Apparently, restic is unable to find a previous snapshot (called “parent snapshot”) for /raid/home, otherwise it would have printed something along the lines of:
using parent snapshot 4ad58bd9
That seems to be missing here.
We’ve had this issue several times already:
Sometimes it was caused by the path (/raid/home here) not being constant. Is the path exactly the same in between backups?
Is the host name always the same?
You can check both by looking at restic snapshots.
You can try forcing restic to use a specific parent snapshot with the flag --parent (and provide the id of the latest snapshot) to see if something changes.

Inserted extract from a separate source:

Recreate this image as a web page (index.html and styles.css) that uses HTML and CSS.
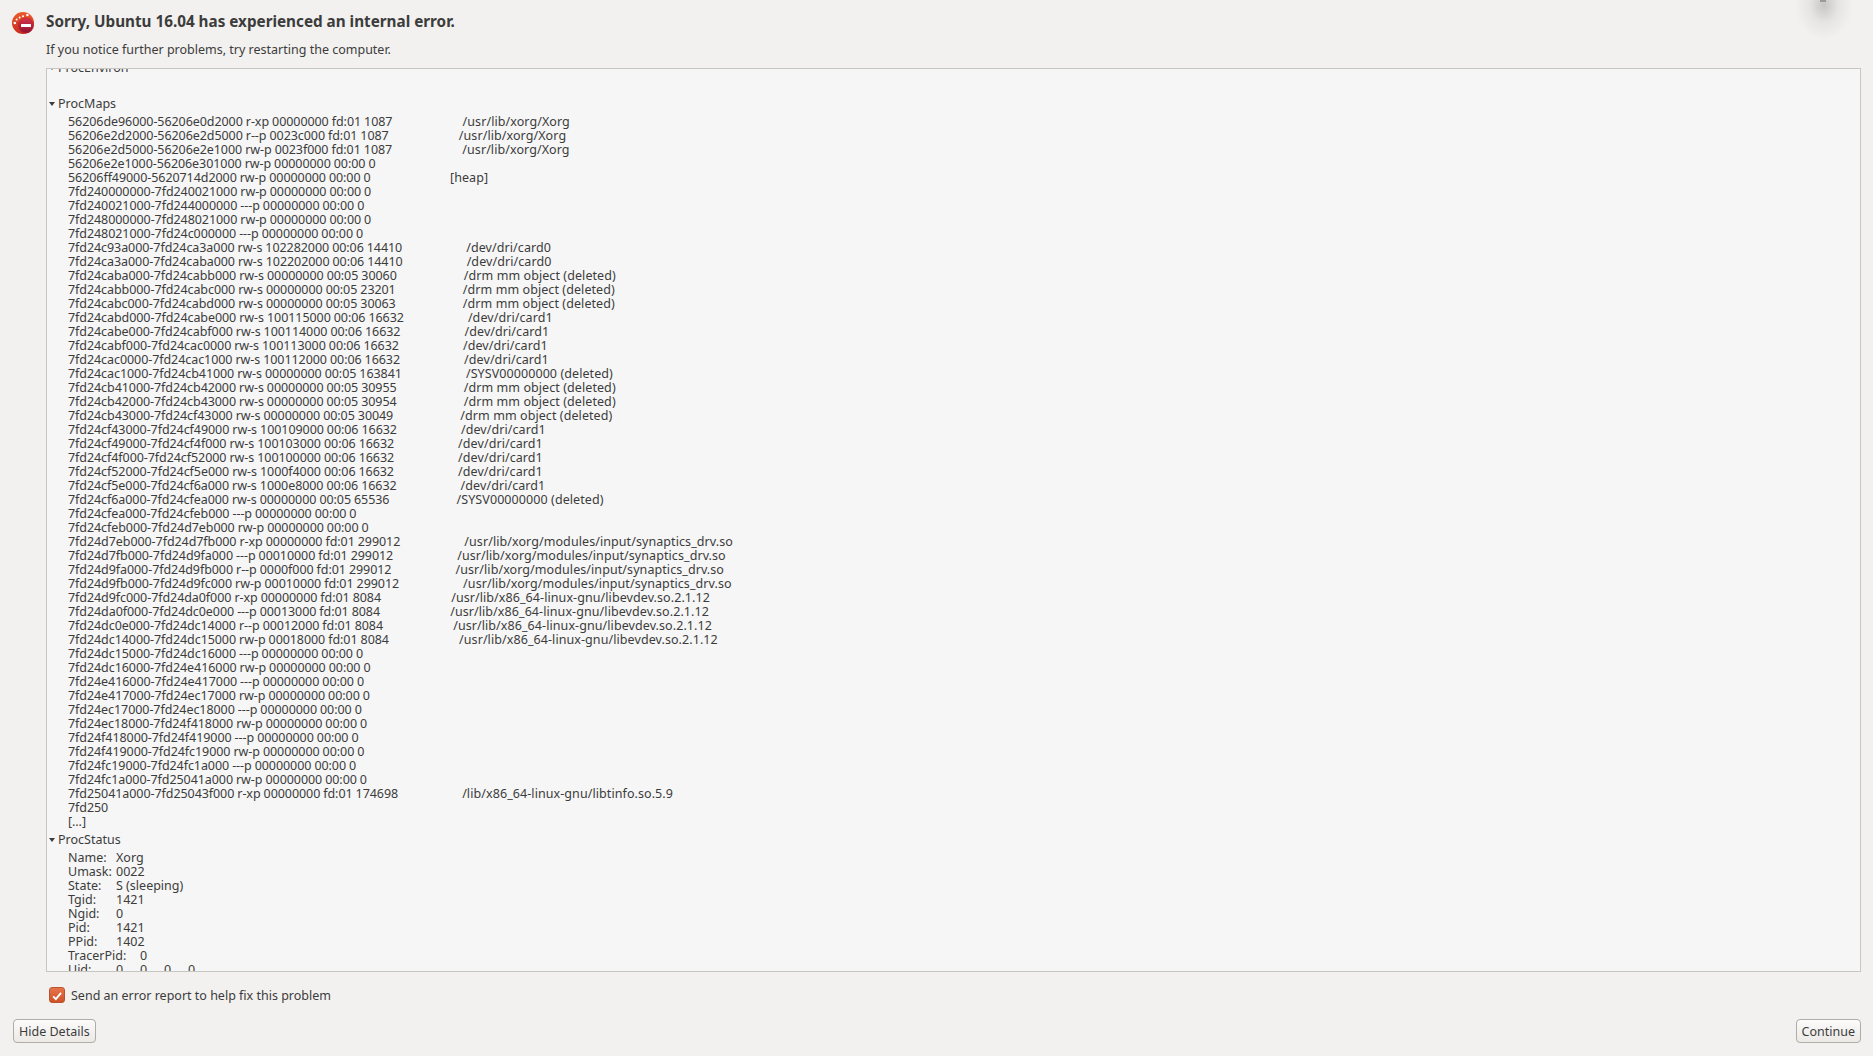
FILE: index.html
```html
<!DOCTYPE html>
<html lang="en">
<head>
<meta charset="utf-8">
<title>Ubuntu error report</title>
<link rel="stylesheet" href="styles.css">
</head>
<body>
<div class="cursor-shadow"></div>
<main class="dialog">
  <header class="head">
    <svg class="app-icon" viewBox="0 0 24 24" width="24" height="24" aria-hidden="true">
      <defs>
        <linearGradient id="disc" x1="0" y1="0" x2="0" y2="1"><stop offset="0" stop-color="#ec5a2c"/><stop offset="1" stop-color="#c92b1c"/></linearGradient>
        <linearGradient id="stop" x1="0" y1="0" x2="0" y2="1"><stop offset="0" stop-color="#d8344a"/><stop offset="1" stop-color="#8f1230"/></linearGradient>
      </defs>
      <circle cx="12" cy="12" r="11" fill="url(#disc)"/>
      <g fill="#fff"><circle cx="3.8" cy="12" r="1.3"/><circle cx="5.6" cy="8.6" r="1"/><circle cx="8.6" cy="6.4" r="1"/><circle cx="12" cy="5.2" r="1"/><circle cx="16.4" cy="4" r="1.3"/></g>
      <circle cx="15" cy="14.5" r="7.5" fill="url(#stop)" stroke="#b5202e" stroke-width=".6"/>
      <rect x="10" y="13" width="10" height="3" rx=".5" fill="#fff"/>
    </svg>
    <div class="head-text">
      <h1 class="title">Sorry, Ubuntu 16.04 has experienced an internal error.</h1>
      <p class="subtitle">If you notice further problems, try restarting the computer.</p>
    </div>
  </header>

  <section class="details">
    <div class="tree">
      <div class="node">
        <div class="key"><span class="arrow"></span>ProcEnviron</div>
        <pre class="value"> </pre>
      </div>
      <div class="node">
        <div class="key"><span class="arrow"></span>ProcMaps</div>
<pre class="value maps">56206de96000-56206e0d2000 r-xp 00000000 fd:01 1087                       <span class="path">/usr/lib/xorg/Xorg</span>
56206e2d2000-56206e2d5000 r--p 0023c000 fd:01 1087                       <span class="path">/usr/lib/xorg/Xorg</span>
56206e2d5000-56206e2e1000 rw-p 0023f000 fd:01 1087                       <span class="path">/usr/lib/xorg/Xorg</span>
56206e2e1000-56206e301000 rw-p 00000000 00:00 0 
56206ff49000-5620714d2000 rw-p 00000000 00:00 0                          <span class="path">[heap]</span>
7fd240000000-7fd240021000 rw-p 00000000 00:00 0 
7fd240021000-7fd244000000 ---p 00000000 00:00 0 
7fd248000000-7fd248021000 rw-p 00000000 00:00 0 
7fd248021000-7fd24c000000 ---p 00000000 00:00 0 
7fd24c93a000-7fd24ca3a000 rw-s 102282000 00:06 14410                     <span class="path">/dev/dri/card0</span>
7fd24ca3a000-7fd24caba000 rw-s 102202000 00:06 14410                     <span class="path">/dev/dri/card0</span>
7fd24caba000-7fd24cabb000 rw-s 00000000 00:05 30060                      <span class="path">/drm mm object (deleted)</span>
7fd24cabb000-7fd24cabc000 rw-s 00000000 00:05 23201                      <span class="path">/drm mm object (deleted)</span>
7fd24cabc000-7fd24cabd000 rw-s 00000000 00:05 30063                      <span class="path">/drm mm object (deleted)</span>
7fd24cabd000-7fd24cabe000 rw-s 100115000 00:06 16632                     <span class="path">/dev/dri/card1</span>
7fd24cabe000-7fd24cabf000 rw-s 100114000 00:06 16632                     <span class="path">/dev/dri/card1</span>
7fd24cabf000-7fd24cac0000 rw-s 100113000 00:06 16632                     <span class="path">/dev/dri/card1</span>
7fd24cac0000-7fd24cac1000 rw-s 100112000 00:06 16632                     <span class="path">/dev/dri/card1</span>
7fd24cac1000-7fd24cb41000 rw-s 00000000 00:05 163841                     <span class="path">/SYSV00000000 (deleted)</span>
7fd24cb41000-7fd24cb42000 rw-s 00000000 00:05 30955                      <span class="path">/drm mm object (deleted)</span>
7fd24cb42000-7fd24cb43000 rw-s 00000000 00:05 30954                      <span class="path">/drm mm object (deleted)</span>
7fd24cb43000-7fd24cf43000 rw-s 00000000 00:05 30049                      <span class="path">/drm mm object (deleted)</span>
7fd24cf43000-7fd24cf49000 rw-s 100109000 00:06 16632                     <span class="path">/dev/dri/card1</span>
7fd24cf49000-7fd24cf4f000 rw-s 100103000 00:06 16632                     <span class="path">/dev/dri/card1</span>
7fd24cf4f000-7fd24cf52000 rw-s 100100000 00:06 16632                     <span class="path">/dev/dri/card1</span>
7fd24cf52000-7fd24cf5e000 rw-s 1000f4000 00:06 16632                     <span class="path">/dev/dri/card1</span>
7fd24cf5e000-7fd24cf6a000 rw-s 1000e8000 00:06 16632                     <span class="path">/dev/dri/card1</span>
7fd24cf6a000-7fd24cfea000 rw-s 00000000 00:05 65536                      <span class="path">/SYSV00000000 (deleted)</span>
7fd24cfea000-7fd24cfeb000 ---p 00000000 00:00 0 
7fd24cfeb000-7fd24d7eb000 rw-p 00000000 00:00 0 
7fd24d7eb000-7fd24d7fb000 r-xp 00000000 fd:01 299012                     <span class="path">/usr/lib/xorg/modules/input/synaptics_drv.so</span>
7fd24d7fb000-7fd24d9fa000 ---p 00010000 fd:01 299012                     <span class="path">/usr/lib/xorg/modules/input/synaptics_drv.so</span>
7fd24d9fa000-7fd24d9fb000 r--p 0000f000 fd:01 299012                     <span class="path">/usr/lib/xorg/modules/input/synaptics_drv.so</span>
7fd24d9fb000-7fd24d9fc000 rw-p 00010000 fd:01 299012                     <span class="path">/usr/lib/xorg/modules/input/synaptics_drv.so</span>
7fd24d9fc000-7fd24da0f000 r-xp 00000000 fd:01 8084                       <span class="path">/usr/lib/x86_64-linux-gnu/libevdev.so.2.1.12</span>
7fd24da0f000-7fd24dc0e000 ---p 00013000 fd:01 8084                       <span class="path">/usr/lib/x86_64-linux-gnu/libevdev.so.2.1.12</span>
7fd24dc0e000-7fd24dc14000 r--p 00012000 fd:01 8084                       <span class="path">/usr/lib/x86_64-linux-gnu/libevdev.so.2.1.12</span>
7fd24dc14000-7fd24dc15000 rw-p 00018000 fd:01 8084                       <span class="path">/usr/lib/x86_64-linux-gnu/libevdev.so.2.1.12</span>
7fd24dc15000-7fd24dc16000 ---p 00000000 00:00 0 
7fd24dc16000-7fd24e416000 rw-p 00000000 00:00 0 
7fd24e416000-7fd24e417000 ---p 00000000 00:00 0 
7fd24e417000-7fd24ec17000 rw-p 00000000 00:00 0 
7fd24ec17000-7fd24ec18000 ---p 00000000 00:00 0 
7fd24ec18000-7fd24f418000 rw-p 00000000 00:00 0 
7fd24f418000-7fd24f419000 ---p 00000000 00:00 0 
7fd24f419000-7fd24fc19000 rw-p 00000000 00:00 0 
7fd24fc19000-7fd24fc1a000 ---p 00000000 00:00 0 
7fd24fc1a000-7fd25041a000 rw-p 00000000 00:00 0 
7fd25041a000-7fd25043f000 r-xp 00000000 fd:01 174698                     <span class="path">/lib/x86_64-linux-gnu/libtinfo.so.5.9</span>
7fd250
[...]</pre>
      </div>
      <div class="node">
        <div class="key"><span class="arrow"></span>ProcStatus</div>
<pre class="value">Name:	Xorg
Umask:	0022
State:	S (sleeping)
Tgid:	1421
Ngid:	0
Pid:		1421
PPid:	1402
TracerPid:	0
Uid:	0	0	0	0</pre>
      </div>
    </div>
  </section>

  <label class="consent">
    <span class="checkbox">
      <svg viewBox="0 0 16 16" width="16" height="16" aria-hidden="true"><path d="M3.6 8.4 L6.7 11.6 L12.6 4.4" fill="none" stroke="#fff" stroke-width="2.2"/></svg>
    </span>
    <span class="consent-text">Send an error report to help fix this problem</span>
  </label>

  <footer class="actions">
    <button class="btn" type="button">Hide Details</button>
    <button class="btn" type="button">Continue</button>
  </footer>
</main>
</body>
</html>
```

FILE: styles.css
```css
* { box-sizing: border-box; }

html, body {
  margin: 0;
  height: 100%;
  overflow: hidden;
}

body {
  background: #f2f1ef;
  color: #3c3c3c;
  font: 12.5px/14px "Noto Sans", "Open Sans", sans-serif;
}

.dialog {
  height: 100vh;
  display: flex;
  flex-direction: column;
  padding: 11px 12px 13px 13px;
}

.head {
  display: flex;
  align-items: flex-start;
  gap: 11px;
  margin-bottom: 9px;
}

.app-icon {
  flex: none;
  margin-left: -2px;
}

.title {
  margin: 0;
  font-size: 15.25px;
  line-height: 20px;
  font-weight: 700;
}

.subtitle {
  margin: 10px 0 0;
  line-height: 18px;
}

.details {
  flex: 1;
  min-height: 0;
  margin-left: 33px;
  overflow: hidden;
  background: #f6f6f6;
  border: 1px solid #c9c6c1;
}

.tree {
  margin-top: -10px;
}

.node {
  padding-bottom: 2px;
}

.key {
  height: 18px;
  line-height: 18px;
  padding-left: 2px;
  display: flex;
  align-items: center;
  gap: 3px;
}

.arrow {
  width: 0;
  height: 0;
  border-left: 3.5px solid transparent;
  border-right: 3.5px solid transparent;
  border-top: 4px solid #3c3c3c;
}

.value {
  margin: 2px 0 0 21px;
  font: inherit;
  white-space: pre;
  tab-size: 24px;
}

.maps {
  letter-spacing: -0.07px;
  word-spacing: -0.13px;
}

.path {
  letter-spacing: 0.08px;
  word-spacing: 0;
}

.consent {
  display: flex;
  align-items: center;
  gap: 6px;
  height: 18px;
  margin: 14px 0 0 36px;
}

.consent-text {
  padding-top: 2px;
}

.checkbox {
  flex: none;
  width: 16px;
  height: 16px;
  border: 1px solid #b8552c;
  border-radius: 3px;
  background: linear-gradient(#e8734a, #cf5227);
  display: flex;
}

.actions {
  display: flex;
  justify-content: space-between;
  margin-top: 15px;
}

.btn {
  height: 24px;
  padding: 2px 5px 0;
  font: inherit;
  color: #3c3c3c;
  background: linear-gradient(#fbfbfa, #ece9e6);
  border: 1px solid #b0aca6;
  border-radius: 4px;
}

.cursor-shadow {
  position: absolute;
  left: 1795px;
  top: -30px;
  width: 58px;
  height: 70px;
  background: radial-gradient(closest-side, rgba(0,0,0,.18), rgba(0,0,0,.05) 50%, rgba(0,0,0,0));
  pointer-events: none;
}

.cursor-shadow::after {
  content: "";
  position: absolute;
  left: 25px;
  top: 30px;
  width: 6px;
  height: 2px;
  background: #999;
}
```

As suggested by @rawtaz, I would try to reproduce it in an smaller scale so then you can debug it quickly.
The “-f” flag forces a complete rescan, which is what restic was doing.
I had copied the command from somewhere without checking all the options.
repository 3f87a6f5 opened successfully, password is correct
lock repository
load index files
using parent snapshot 6912da37
start scan on [/raid/home]
start backup on [/raid/home]
scan finished in 294.869s: 4371314 files, 6.766 TiB
Files: 25 new, 95 changed, 4371194 unmodified
Dirs: 0 new, 2 changed, 0 unmodified
Data Blobs: 126 new
Tree Blobs: 3 new
Added to the repo: 37.993 MiB
processed 4371314 files, 6.766 TiB in 12:23
snapshot bf4bdfef saved
If I remove the “-f”, the backup takes 12mins, and this is more what I expected, and completely fixes the problem.
Thanks for your help!
(you might add an option in verbose mode to indicate that a full rescan is being performed…)
I think: This is reported based on the relevant parent snapshot. By “-f” restic scan operates with no parent snapshot. So in this case during scan everything is “new” kind of “by definition”. Maybe the output can be modified to clarify this. (“based on parent snapshot XY” or alike)
From my understanding this part of the output is a result of the mere scan, not of the whole process.